Q: What is the importance of proper crimping when attaching a hose to a coupling?
A: Proper crimping is critical for achieving a secure and leak-free connection between the hose and coupling. An insufficient crimp allows the hose to slip, leading to fluid leakage and potential hose blowout. An excessive crimp can damage the hose reinforcement, reducing its pressure capacity. The crimp must conform to the hose manufacturer's specifications.
Q: What is the role of the O-ring in a hydraulic hose coupling?
A: The O-ring provides a dynamic seal between the coupling body and the mating surface, preventing fluid leakage. It's crucial that the O-ring is properly sized, lubricated, and free from damage. The O-ring material must be compatible with the hydraulic fluid.
Q: How can I identify if a hydraulic hose coupling is showing signs of fatigue?
A: Signs of fatigue can include visible cracks around the thread roots or coupling body, discoloration due to stress corrosion cracking, and evidence of deformation or ovalization. Any suspected fatigue warrants immediate replacement of the coupling.
Conclusion
Hydraulic hose couplings are essential components of any fluid power system, and their selection, installation, and maintenance are critical for ensuring safe and reliable operation. Understanding the material science, manufacturing processes, performance characteristics, and potential failure modes of these couplings is paramount for engineers and procurement professionals. The increasing demands for higher pressures, more durable materials, and improved environmental resistance continue to drive innovation in hydraulic hose coupling technology.

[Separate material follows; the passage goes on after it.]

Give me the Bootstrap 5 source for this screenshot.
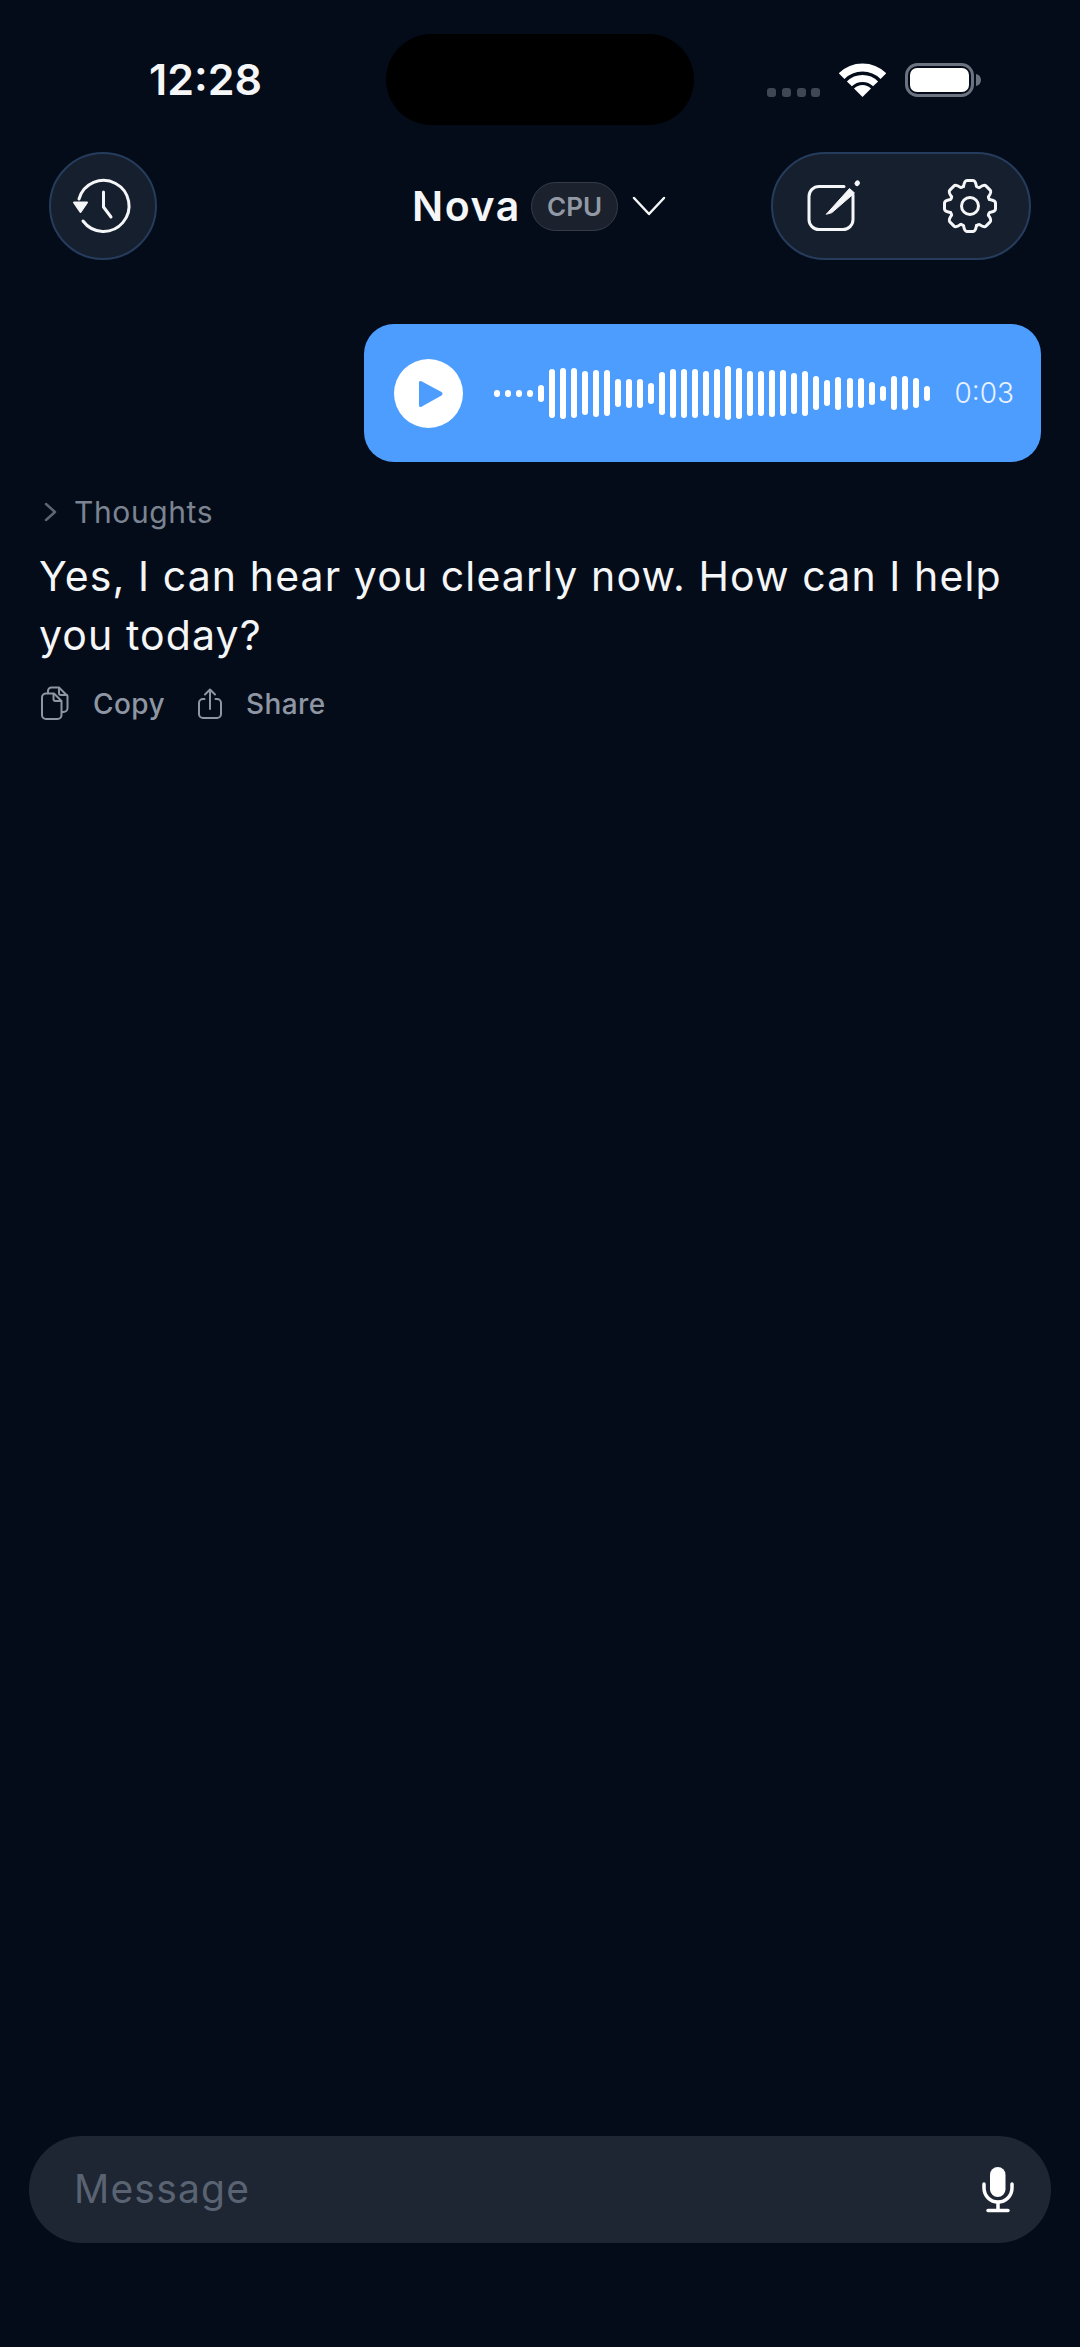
<!DOCTYPE html>
<html lang="en">
<head>
  <meta charset="UTF-8" />
  <meta name="viewport" content="width=device-width, initial-scale=1.0"/>
  <title>Nova</title>
  <link href="https://cdn.jsdelivr.net/npm/bootstrap@5.3.3/dist/css/bootstrap.min.css" rel="stylesheet"/>
  <style>
    body {
      font-family: Inter, "Liberation Sans", sans-serif;
      background: #040c19;
      color: #f5f6f8;
      min-height: 100vh;
    }
    svg { display: block; flex: none; }
    .status-row {
      height: 91px;
      margin-top: 34px;
      padding-left: 149px;
    }
    .clock {
      width: 237px;
      font-size: 43px;
      font-weight: 600;
      line-height: 1;
    }
    .island {
      width: 308px;
      height: 91px;
      border-radius: 46px;
      background: #000;
    }
    .signal { margin-left: 73px; gap: 5.8px; width: 72px; height: 34px; }
    .signal i { width: 9px; height: 9px; border-radius: 3px; background: #3f4754; }
    .battery-icon { margin-left: 19px; }
    .top-row {
      height: 108px;
      margin-top: 27px;
      padding: 0 49px;
    }
    .round-btn, .tool-pill {
      height: 108px;
      background: #161f2e;
      border: 2px solid #263c5c;
    }
    .round-btn { width: 108px; border-radius: 50%; }
    .tool-pill { width: 260px; border-radius: 54px; padding-left: 33px; gap: 80px; }
    .title-group { margin-left: 255px; }
    .model-name { font-size: 41px; font-weight: 600; letter-spacing: 1.600px; line-height: 1; }
    .cpu-tag {
      width: 87px;
      height: 49px;
      margin-left: 10px;
      margin-right: 14px;
      background: #1b212d;
      border: 1.5px solid #363d49;
      font-size: 26px;
      font-weight: 600;
      color: #9299a5;
    }
    .voice-bubble {
      width: 677px;
      height: 138px;
      margin: 64px 39px 0 auto;
      padding: 0 27px 0 30px;
      border-radius: 30px;
      background: #4d9dff;
    }
    .play-dot { width: 69px; height: 69px; border-radius: 50%; background: #fff; }
    .wave { margin-left: 31px; gap: 5.03px; }
    .wave span { width: 6px; border-radius: 3px; background: #fff; }
    .voice-time { font-size: 28px; font-weight: 300; color: #e8f2ff; line-height: 1; }
    .reply { padding: 0 39px; margin-top: 33px; }
    .thoughts-row { height: 34px; margin-left: 5px; gap: 17px; font-size: 30px; color: #7c8491; letter-spacing: .6px; line-height: 1; }
    .reply-text { font-size: 41px; line-height: 59px; margin: 18px 0 0; letter-spacing: 1.100px; width: 1000px; color: #f5f6f8; }
    .reply-tools { margin-top: 21px; margin-left: 1px; color: #8f96a3; font-size: 28px; font-weight: 500; line-height: 1; letter-spacing: .4px; }
    .reply-tools .tool-item { gap: 23px; }
    .reply-tools .tool-item + .tool-item { margin-left: 32px; }
    .composer {
      height: 107px;
      margin: auto 29px 104px;
      padding: 0 37px 0 45px;
      border-radius: 54px;
      background: #1e2633;
      color: #5a6372;
      font-size: 39px;
      letter-spacing: 1.200px;
    }
  </style>
</head>
<body class="d-flex flex-column">

  <!-- Status bar -->
  <div class="status-row d-flex align-items-center">
    <div class="clock">12:28</div>
    <div class="island"></div>
    <div class="signal d-flex align-items-end">
      <i></i><i></i><i></i><i></i>
    </div>
    <svg width="47" height="36" viewBox="838 62 47 36">
      <path d="M840.600 76.100A29.500 29.500 0 0 1 882.400 76.100" fill="none" stroke="#fff" stroke-width="8"/>
      <path d="M848.400 83.900A18.500 18.500 0 0 1 874.600 83.900" fill="none" stroke="#fff" stroke-width="7"/>
      <path d="M861.500 97L853 88.500A12 12 0 0 1 870 88.500Z" fill="#fff"/>
    </svg>
    <svg class="battery-icon" width="77" height="36" viewBox="904 61 77 36">
      <rect x="905.500" y="63.500" width="66" height="31" rx="11" fill="none" stroke="#6b7280" stroke-width="3"/>
      <rect x="909" y="67" width="59" height="24" rx="7" fill="#fff"/>
      <path d="M975 73c3 .6 5 3 5 6s-2 5.400-5 6z" fill="#6b7280"/>
    </svg>
  </div>

  <!-- Header -->
  <div class="top-row d-flex align-items-center">
    <button class="round-btn d-flex align-items-center justify-content-center p-0" type="button" aria-label="History">
      <svg width="68" height="64" viewBox="68 174 68 64" fill="none" stroke="#f5f6f8" stroke-width="3" stroke-linecap="round" stroke-linejoin="round">
        <path d="M78 199A25.500 25.500 0 1 1 82 221"/>
        <path d="M102.500 192V207L110 217"/>
        <path d="M73 202.500H86L79.500 212Z" fill="#f5f6f8" stroke-width="2"/>
      </svg>
    </button>
    <div class="title-group d-flex align-items-center">
      <span class="model-name">Nova</span>
      <span class="cpu-tag rounded-pill d-flex align-items-center justify-content-center">CPU</span>
      <svg width="34" height="20" viewBox="631 196 34 20" fill="none" stroke="#f5f6f8" stroke-width="2.500" stroke-linecap="round" stroke-linejoin="round">
        <path d="M633 198L648 214L663 198"/>
      </svg>
    </div>
    <div class="tool-pill d-flex align-items-center ms-auto">
      <svg width="56" height="54" viewBox="805 182 56 54" fill="none" stroke="#f5f6f8" stroke-width="3" stroke-linecap="round" stroke-linejoin="round">
        <path d="M843 189.500H818a10 10 0 0 0 -10 10V222.500a10 10 0 0 0 10 10H842a10 10 0 0 0 10 -10V198"/>
        <path d="M825.500 217L848.500 191.500L853.500 196L831 215.500Z" fill="#f5f6f8" stroke-width="1"/>
        <path d="M856 186.500L856.500 186" stroke-width="5"/>
      </svg>
      <svg width="56" height="56" viewBox="-28 -28 56 56" fill="none" stroke="#f5f6f8" stroke-width="3" stroke-linecap="round" stroke-linejoin="round">
        <defs>
          <path id="gearTooth" d="M-6.500 -19.500Q-5.500 -25.500 -3 -25.500H3Q5.500 -25.500 6.500 -19.500Q7.600 -18.500 9.200 -18.400"/>
        </defs>
        <use href="#gearTooth"/>
        <use href="#gearTooth" transform="rotate(45)"/>
        <use href="#gearTooth" transform="rotate(90)"/>
        <use href="#gearTooth" transform="rotate(135)"/>
        <use href="#gearTooth" transform="rotate(180)"/>
        <use href="#gearTooth" transform="rotate(225)"/>
        <use href="#gearTooth" transform="rotate(270)"/>
        <use href="#gearTooth" transform="rotate(315)"/>
        <circle r="8.500"/>
      </svg>
    </div>
  </div>

  <!-- Voice message -->
  <div class="voice-bubble d-flex align-items-center">
    <div class="play-dot d-flex align-items-center justify-content-center">
      <svg width="69" height="69" viewBox="394 358.500 69 69">
        <path d="M421 380.500L441.500 391.500a2 2 0 0 1 0 3.500L421 406.500a1.500 1.500 0 0 1 -2 -1.500V382a1.500 1.500 0 0 1 2 -1.500Z" fill="#4d9dff"/>
      </svg>
    </div>
    <div class="wave d-flex align-items-center" id="wave"></div>
    <div class="voice-time ms-auto">0:03</div>
  </div>

  <!-- Reply -->
  <div class="reply">
    <div class="thoughts-row d-flex align-items-center">
      <svg width="13" height="20" viewBox="0 0 13 20" fill="none" stroke="#5d6572" stroke-width="2.500" stroke-linecap="round" stroke-linejoin="round">
        <path d="M2 2L11 10L2 18"/>
      </svg>
      <span>Thoughts</span>
    </div>
    <p class="reply-text">Yes, I can hear you clearly now. How can I help you today?</p>
    <div class="reply-tools d-flex align-items-center">
      <div class="tool-item d-flex align-items-center">
        <svg width="30" height="36" viewBox="42 686 30 36" fill="none" stroke="#8f96a3" stroke-width="2" stroke-linecap="round" stroke-linejoin="round">
          <path d="M48 693.500H56L63.500 701V715a4 4 0 0 1 -4 4H48a4 4 0 0 1 -4 -4V697.500a4 4 0 0 1 4 -4Z"/>
          <path d="M55.500 694V699a2 2 0 0 0 2 2H63"/>
          <path d="M50 693V691a3.500 3.500 0 0 1 3.500 -3.500H61L69.500 696V708a4 4 0 0 1 -4 4H64"/>
          <path d="M61 688V693a2 2 0 0 0 2 2H69"/>
        </svg>
        <span>Copy</span>
      </div>
      <div class="tool-item d-flex align-items-center">
        <svg width="26" height="32" viewBox="197 687 26 32" fill="none" stroke="#8f96a3" stroke-width="2" stroke-linecap="round" stroke-linejoin="round">
          <path d="M204.500 698H203a4 4 0 0 0 -4 4V713a4 4 0 0 0 4 4H217a4 4 0 0 0 4 -4V702a4 4 0 0 0 -4 -4H215.500"/>
          <path d="M210 708V689M205 693.500L210 688.500L215 693.500"/>
        </svg>
        <span>Share</span>
      </div>
    </div>
  </div>

  <!-- Message box -->
  <div class="composer d-flex align-items-center justify-content-between">
    <span>Message</span>
    <svg width="32" height="46" viewBox="981 2167 32 46" fill="none" stroke="#fff" stroke-width="3.500" stroke-linecap="round">
      <rect x="989" y="2167" width="15.500" height="30" rx="7.750" fill="#fff" stroke="none"/>
      <path d="M983 2184V2188a14 14 0 0 0 28 0V2184"/>
      <path d="M997 2203V2210M987 2210.500H1007"/>
    </svg>
  </div>

  <script src="https://cdn.jsdelivr.net/npm/bootstrap@5.3.3/dist/js/bootstrap.bundle.min.js"></script>
  <script>
    const barHeights = [7, 7, 7, 7, 17, 49, 51, 50, 44, 47, 46, 28, 29, 29, 21, 43, 49, 49, 49, 45,
      49, 54, 51, 45, 45, 47, 46, 41, 45, 34, 26, 33, 30, 30, 23, 15, 34, 34, 30, 15];
    const wave = document.getElementById('wave');
    barHeights.forEach(function (h) {
      const bar = document.createElement('span');
      bar.style.height = h + 'px';
      wave.appendChild(bar);
    });
  </script>
</body>
</html>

Future trends include the development of smart couplings with integrated sensors for monitoring pressure, temperature, and leakage, as well as the adoption of advanced materials like composite polymers and novel alloys to further enhance performance and longevity. Maintaining a proactive approach to inspection and preventive maintenance, coupled with adherence to relevant industry standards, will remain vital for minimizing downtime and maximizing the lifecycle of hydraulic systems.